= TASK DETAILS =
All lines holding the string "this" are to be shown.
● ● ● ● ● ● ●
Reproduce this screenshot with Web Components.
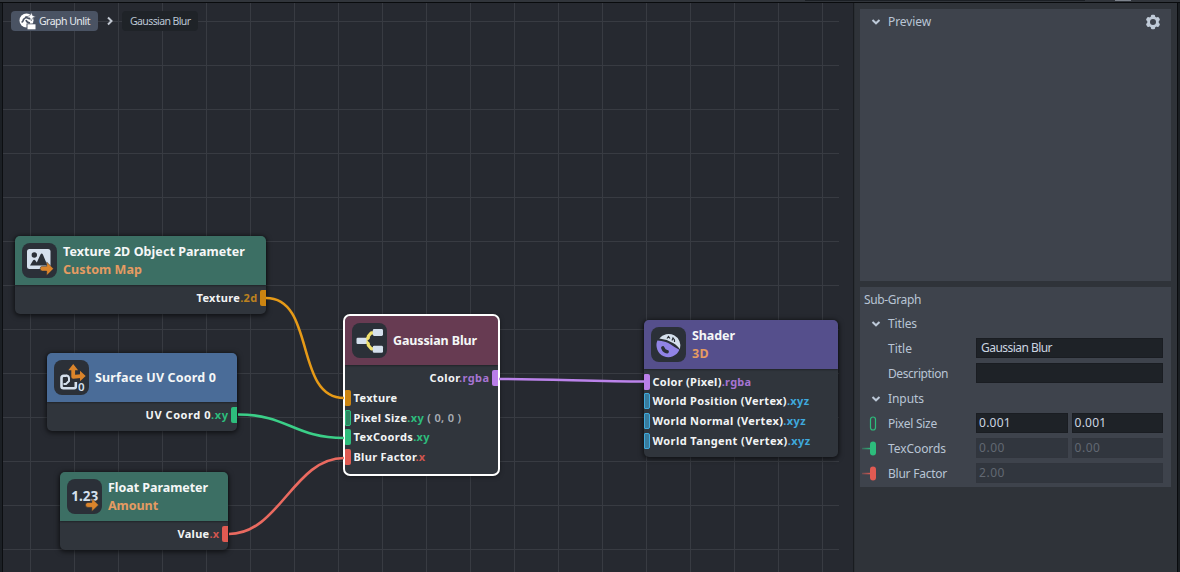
<!DOCTYPE html>
<html lang="en">
<head>
<meta charset="utf-8">
<title>Shader graph</title>
<style>
html,body{margin:0;height:100%;overflow:hidden;background:#2d3137}
body{font-family:"Noto Sans",sans-serif}
</style>
</head>
<body>
<graph-app></graph-app>
<script>
const define = (name, html, setup) => customElements.define(name, class extends HTMLElement {
  connectedCallback() {
    if (this.shadowRoot) return;
    const t = document.createElement('template');
    t.innerHTML = typeof html === 'function' ? html(this) : html;
    this.attachShadow({mode: 'open'}).append(t.content.cloneNode(true));
    if (setup) setup(this);
  }
});

/* glyphs, each drawn inside a 35px tile */
const icons = {
  image: `<rect x="5" y="6" width="23.500" height="20" rx="2.500" fill="#d5e0ed"/><circle cx="12.300" cy="12" r="2.700" fill="#2b3038"/><path d="M8 22.500l3-5q1.200-1.500 2.400 0l1.400 2 3.700-8q1.200-2 2.400 0l4.600 11z" fill="#2b3038"/><path d="M20.500 23.300h4.200v-4.300l6.800 6.700-6.800 6.700v-4.300h-4.200a2.400 2.400 0 0 1 0-4.800z" fill="#da842b" stroke="#2b3038" stroke-width=".5"/>`,
  uv: `<path d="M12.500 15.700H9.700q-2.200 0-2.200 2.200v8.300q0 2 2 2h10.700q1.600 0 1.600-1.600V22" fill="none" stroke="#d5e0ed" stroke-width="2.600"/><path d="M12 15.500q3 0 3 3v2.500l-3 3h-2.500" fill="none" stroke="#d5e0ed" stroke-width="2"/><circle cx="11.800" cy="19" r="1.500" fill="#2b3038"/><path d="M19.200 9.500v7.300q0 0 7.500-.6" stroke="#da842b" stroke-width="3.800" stroke-linejoin="round" fill="none"/><path d="M19.200 4l4.900 6.200h-9.800zM31.700 16l-5.700 5.200v-10.400z" fill="#da842b"/><text x="24" y="30.800" font-size="11.500" font-weight="600" font-family="Noto Sans" fill="#d5e0ed">0</text>`,
  number: `<text x="4.200" y="22" font-size="13.500" font-weight="700" font-family="Noto Sans" fill="#d5e0ed" textLength="27" lengthAdjust="spacingAndGlyphs">1.23</text><path d="M21 23.400h3.800v-4.200l6.800 6.700-6.800 6.700v-4.200H21a2.500 2.500 0 0 1 0-5z" fill="#da842b" stroke="#2b3038" stroke-width=".6"/>`,
  branch: `<path d="M13 17.800l3.300-3v-1.500l3-3.500h2.500M13 17.800l3.300 3v1.500l3 3.500h2.500" fill="none" stroke="#efdf6c" stroke-width="3.200" stroke-linejoin="round"/><g fill="#d5e0ed"><rect x="4.500" y="14.800" width="10" height="6.200" rx="1.200"/><rect x="20.800" y="6" width="10.200" height="7" rx="1.400"/><rect x="20.800" y="22.800" width="10.200" height="7" rx="1.400"/></g>`,
  shader: `<path d="M8.300 11.600A11.800 11.800 0 0 1 28.900 22.300Q27.500 19.500 22.500 16.200 16 12.500 8.300 11.600z" fill="#d5e0ed"/><path d="M16 11.500l1.500-2 1.500 2M21 13.500l1-2.500 1.500 2v2" fill="none" stroke="#2b3038" stroke-width="1.200"/><path d="M6.400 13.500Q15 14 19 17q4.500 3.300 9.400 5.800A11.700 11.700 0 0 1 6.400 13.500z" fill="#9184e6"/><path d="M11.800 20.800q1.300 3.600 4.400 3.900" fill="none" stroke="#2b3038" stroke-width="3.400" stroke-linecap="round"/>`
};
const hues = {green: '#3c6f64', blue: '#4a6c98', plum: '#673b52', violet: '#554f8c'};

/* app frame */
define('graph-app', `
<style>
:host{display:flex;flex-direction:column;width:1180px;height:572px;background:#2e3238}
.top{height:2px;flex:none;background:#31353b;display:flex;justify-content:flex-end}
.top i{display:block;height:1px;background:#1c2025;width:280px;margin-right:30px}
.top b{display:block;height:1px;width:16px;background:#7d838c;margin-right:49px}
.main{flex:1;display:flex;border-top:1px solid #090b0d;min-height:0}
.edge{width:3px;background:linear-gradient(90deg,#1b1f24 2px,#0c0e11 2px)}
graph-canvas{flex:1}
side-panel{width:324px;flex:none}
.right{width:3px;background:linear-gradient(90deg,#090b0e 1px,#1a1e22 1px)}
</style>
<div class="top"><i></i><b></b></div>
<div class="main"><div class="edge"></div><graph-canvas></graph-canvas><side-panel></side-panel><div class="right"></div></div>`);

/* node canvas; child coordinates are in window space */
define('graph-canvas', `
<style>
:host{display:block;position:relative;overflow:hidden;background:#262930}
.space{position:absolute;left:-3px;top:-3px;width:860px;height:572px}
.grid,.wires{position:absolute;left:0;top:0}
.crumbs{position:absolute;left:11px;top:11px;display:flex;align-items:center}
.crumbs>svg{width:8px;height:10px;margin:0 8px 0 8px}
graph-node{position:absolute}
</style>
<div class="space">
<svg class="grid" width="860" height="572"><defs><pattern id="g" x="30" y="21" width="44" height="44" patternUnits="userSpaceOnUse"><path d="M0 0h44v1H0zM0 0h1v44H0z" fill="#383b42"/></pattern></defs><rect width="839" height="572" fill="url(#g)"/></svg>
<div class="crumbs"><crumb-item icon w="51">Graph Unlit</crumb-item>
<svg viewBox="0 0 8 10"><path d="M2 1.500L5.500 5 2 8.500" fill="none" stroke="#c2c8d2" stroke-width="2"/></svg>
<crumb-item plain w="60.500">Gaussian Blur</crumb-item></div>
<graph-node style="left:15px;top:236px;width:251px" hue="green" icon="image"><fit-text slot="title" w="182">Texture 2D Object Parameter</fit-text><fit-text slot="sub" w="79">Custom Map</fit-text>
<pin-row out color="#cb8411" w="61" text="Texture" type=".2d" tint="#bd821f"></pin-row></graph-node>
<graph-node style="left:47px;top:353px;width:190px" hue="blue" icon="uv"><fit-text slot="title" w="121">Surface UV Coord 0</fit-text>
<pin-row out color="#2dbd7c" w="83" text="UV Coord 0" type=".xy"></pin-row></graph-node>
<graph-node style="left:60px;top:472px;width:168px" hue="green" icon="number"><fit-text slot="title" w="100">Float Parameter</fit-text><fit-text slot="sub" w="50">Amount</fit-text>
<pin-row out color="#e05a52" w="42" text="Value" type=".x" tint="#d0564f"></pin-row></graph-node>
<graph-node selected style="left:345px;top:316px;width:153px" hue="plum" icon="branch"><fit-text slot="title" w="84">Gaussian Blur</fit-text>
<pin-row out color="#b97ee8" w="60" text="Color" type=".rgba" tint="#a674d2"></pin-row>
<pin-row color="#cb8411" w="44" text="Texture"></pin-row>
<pin-row hollow color="#2dbd7c" w="108" text="Pixel Size" type=".xy" note=" ( 0, 0 )"></pin-row>
<pin-row color="#2dbd7c" w="76.500" text="TexCoords" type=".xy"></pin-row>
<pin-row color="#e05a52" w="72" text="Blur Factor" type=".x" tint="#d0564f"></pin-row></graph-node>
<graph-node style="left:644px;top:320px;width:194px" hue="violet" icon="shader"><fit-text slot="title" w="43">Shader</fit-text><fit-text slot="sub" w="17">3D</fit-text>
<pin-row color="#b97ee8" w="99" text="Color (Pixel)" type=".rgba" tint="#a674d2"></pin-row>
<pin-row hollow color="#3fa9dc" w="157" text="World Position (Vertex)" type=".xyz"></pin-row>
<pin-row hollow color="#3fa9dc" w="153.500" text="World Normal (Vertex)" type=".xyz"></pin-row>
<pin-row hollow color="#3fa9dc" w="158" text="World Tangent (Vertex)" type=".xyz"></pin-row></graph-node>
<svg class="wires" width="860" height="572" fill="none" stroke-width="2.600">
<path d="M266 298C316 298 294 398 344 398" stroke="#e69a17"/>
<path d="M238 414.500C288 414.500 294 438 344 438" stroke="#3bcf88"/>
<path d="M229 534C279 534 294 458 344 458" stroke="#ea6a60"/>
<path d="M499 379C550 379 594 381.500 645 381.500" stroke="#bb83ea"/></svg>
</div>`);

define('crumb-item', el => `
<style>
:host{display:flex;align-items:center;height:20px;border-radius:4px;padding:0 8px;background:#4a5363;color:#e8ebf0;font-size:10.500px;white-space:nowrap;box-sizing:border-box}
:host([plain]){background:#1f2328;color:#bcc6d4;padding:0 7px 0 8px}
svg{width:18px;height:18px;margin-right:2px}
</style>
${el.hasAttribute('icon') ? `<svg viewBox="0 0 18 18"><circle cx="7.500" cy="8.500" r="7" fill="#fff"/><path d="M2.500 10q1.500 0 2-2.500l3.500-3M7 8q.500 2.500 4 3M6 5l5 2" fill="none" stroke="#4a5363" stroke-width="1.600"/><path d="M12.300.5l1.300 3 3 1.200-3 1.200-1.300 3-1.300-3-3-1.200 3-1.200z" fill="#fff" stroke="#4a5363" stroke-width=".5"/><rect x="7.500" y="11.500" width="9.500" height="6" fill="#4a5363"/><rect x="8.500" y="12.300" width="8" height="5" fill="#fff"/></svg>` : ''}
<fit-text w="${el.getAttribute('w')}"><slot></slot></fit-text>`);

define('graph-node', el => `
<style>
:host{display:block;border-radius:5px;background:#30353c;box-shadow:0 1px 5px 1px #0009;font-weight:700}
:host([selected]){outline:2px solid #fff;outline-offset:0}
header{height:49px;box-sizing:border-box;border-radius:5px 5px 0 0;background:${hues[el.getAttribute('hue')]};display:flex;align-items:center;padding:0 7px;gap:6px;box-shadow:0 1px 2px #0005}
.tile{width:35px;height:35px;border-radius:8px;background:#2b3038;flex:none}
.names{display:flex;flex-direction:column;align-items:flex-start;font-size:12.500px;line-height:17.500px;color:#f5f7f7}
::slotted([slot=sub]){color:#e59b62}
section{padding:2.700px 0 6.300px}
:host([selected]) section{padding:3.200px 0 6.800px}
</style>
<header><svg class="tile" viewBox="0 0 35 35">${icons[el.getAttribute('icon')]}</svg>
<div class="names"><slot name="title"></slot><slot name="sub"></slot></div></header>
<section><slot></slot></section>`);

define('pin-row', el => {
  const a = n => el.getAttribute(n) || '', c = a('color');
  return `
<style>
:host{display:flex;align-items:center;height:19.800px;gap:2.500px;font-size:11px;line-height:16px;color:#f2f4f5}
:host([out]){flex-direction:row-reverse;padding:0}
i{width:6px;height:16px;box-sizing:border-box;border-radius:1px 2px 2px 1px;background:${c};flex:none}
:host([out]) i{border-radius:2px 0 0 2px}
:host([hollow]) i{border:1px solid ${c};background:color-mix(in srgb,${c} 60%,#30353c)}
.type{color:${a('tint') || c}}
.note{color:#a9aeb5;font-weight:600}
</style>
<i></i><fit-text w="${a('w')}">${a('text')}<span class="type">${a('type')}</span><span class="note">${a('note')}</span></fit-text>`;
});

const chevron = `<svg class="chev" viewBox="0 0 10 6"><path d="M1.500 1L5 4.300 8.500 1" fill="none" stroke="#bdc9d8" stroke-width="2"/></svg>`;

/* inspector column */
define('side-panel', `
<style>
:host{display:flex;flex-direction:column;gap:6px;border-left:1px solid #191c20;box-shadow:inset 1px 0 #2a2e33;padding:6px 6px 0 6px;box-sizing:border-box;background:#2f3339;color:#b9c5d5;font-size:12px;line-height:16px}
.card{background:#3e434c;box-sizing:border-box}
.preview{height:272px}
.sub{height:200px}
.bar{display:flex;align-items:center;height:25px;padding:0 10px 0 11px}
.bar fit-text{margin-left:7px}
.chev{width:10px;height:6px;flex:none}
.gear{width:16px;height:16px;margin-left:auto}
.name{height:24px;box-sizing:border-box;display:flex;align-items:center;padding:1px 0 0 4px}
</style>
<div class="card preview"><div class="bar">${chevron}<fit-text w="43">Preview</fit-text>
<svg class="gear" viewBox="-8 -8 16 16"><g fill="#c0cbd8"><circle r="5.800"/><rect x="-2.100" y="-7.300" width="4.200" height="14.600" rx="1.400"/><rect x="-2.100" y="-7.300" width="4.200" height="14.600" rx="1.400" transform="rotate(60)"/><rect x="-2.100" y="-7.300" width="4.200" height="14.600" rx="1.400" transform="rotate(120)"/></g><circle r="3" fill="#3e434c"/></svg></div></div>
<div class="card sub">
<div class="name"><fit-text w="57">Sub-Graph</fit-text></div>
<prop-row fold label="Titles" w="29"></prop-row>
<prop-row label="Title" w="24" values="Gaussian Blur:71"></prop-row>
<prop-row label="Description" w="60" values=" :0"></prop-row>
<prop-row fold label="Inputs" w="36"></prop-row>
<prop-row pin="#2dbd7c" hollow label="Pixel Size" w="49" values="0.001:32,0.001:32"></prop-row>
<prop-row pin="#2dbd7c" off label="TexCoords" w="58" values="0.00:26,0.00:26"></prop-row>
<prop-row pin="#e05a52" off label="Blur Factor" w="59" values="2.00:26"></prop-row>
</div>`);

define('prop-row', el => {
  const c = el.getAttribute('pin'), hollow = el.hasAttribute('hollow');
  const mark = c ? (hollow
    ? `<svg viewBox="0 0 28 25"><rect x="10.500" y="6" width="5" height="13" rx="2.500" fill="none" stroke="${c}" stroke-width="1.200"/></svg>`
    : `<svg viewBox="0 0 28 25"><defs><linearGradient id="f"><stop stop-color="${c}" stop-opacity=".3"/><stop offset="1" stop-color="${c}"/></linearGradient></defs><rect x="2" y="11.800" width="9" height="1.500" fill="url(#f)"/><rect x="10" y="5.500" width="6" height="14" rx="3" fill="${c}"/></svg>`)
    : el.hasAttribute('fold') ? chevron : '';
  const fields = (el.getAttribute('values') || '').split(',').filter(Boolean).map(v => {
    const [t, w] = v.split(':');
    return `<div class="field">${t.trim() ? `<fit-text w="${w}">${t}</fit-text>` : ''}</div>`;
  }).join('');
  return `
<style>
:host{display:flex;height:25px;align-items:center}
.mark{width:28px;height:25px;flex:none;display:flex;align-items:center}
.mark svg{width:28px;height:25px;flex:none}
.mark .chev{width:10px;height:6px;margin-left:11px}
.label{width:88px;flex:none}
.fields{display:flex;gap:4px;flex:1;margin:-1px 8px 0 0}
.field{flex:1;height:20px;box-sizing:border-box;padding-left:${/[a-z]/i.test(fields.replace(/<[^>]*>/g, '')) ? 4 : 2}px;background:#1e2227;border:1px solid #1a1d22;display:flex;align-items:center;color:#ccd5e1}
:host([off]) .field{background:#31363e;border-color:#31353d;color:#616872}
</style>
<div class="mark">${mark}</div><div class="label"><fit-text w="${el.getAttribute('w')}">${el.getAttribute('label')}</fit-text></div>${fields ? `<div class="fields">${fields}</div>` : ''}`;
});

/* spaces its letters so that the run takes w pixels */
customElements.define('fit-text', class extends HTMLElement {
  connectedCallback() {
    if (this.shadowRoot) return;
    this.attachShadow({mode: 'open'}).innerHTML = '<style>:host{display:inline-block;white-space:pre;flex:none}</style><slot></slot>';
    const host = this.getRootNode().host;
    const text = this.textContent || (host ? host.textContent : '');
    const want = +this.getAttribute('w'), have = this.getBoundingClientRect().width;
    if (want && have && text.length) this.style.letterSpacing = ((want - have) / text.length).toFixed(3) + 'px';
  }
});
</script>
</body>
</html>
● ● ● ● ● ● ●
= CORRECT RESPONSE =
Reproduce this screenshot with Web Components.
    if (this.shadowRoot) return;
    t.innerHTML = typeof html === 'function' ? html(this) : html;
    this.attachShadow({mode: 'open'}).append(t.content.cloneNode(true));
    if (setup) setup(this);
    if (this.shadowRoot) return;
    this.attachShadow({mode: 'open'}).innerHTML = '<style>:host{display:inline-block;white-space:pre;flex:none}</style><slot></slot>';
    const host = this.getRootNode().host;
    const text = this.textContent || (host ? host.textContent : '');
    const want = +this.getAttribute('w'), have = this.getBoundingClientRect().width;
    if (want && have && text.length) this.style.letterSpacing = ((want - have) / text.length).toFixed(3) + 'px';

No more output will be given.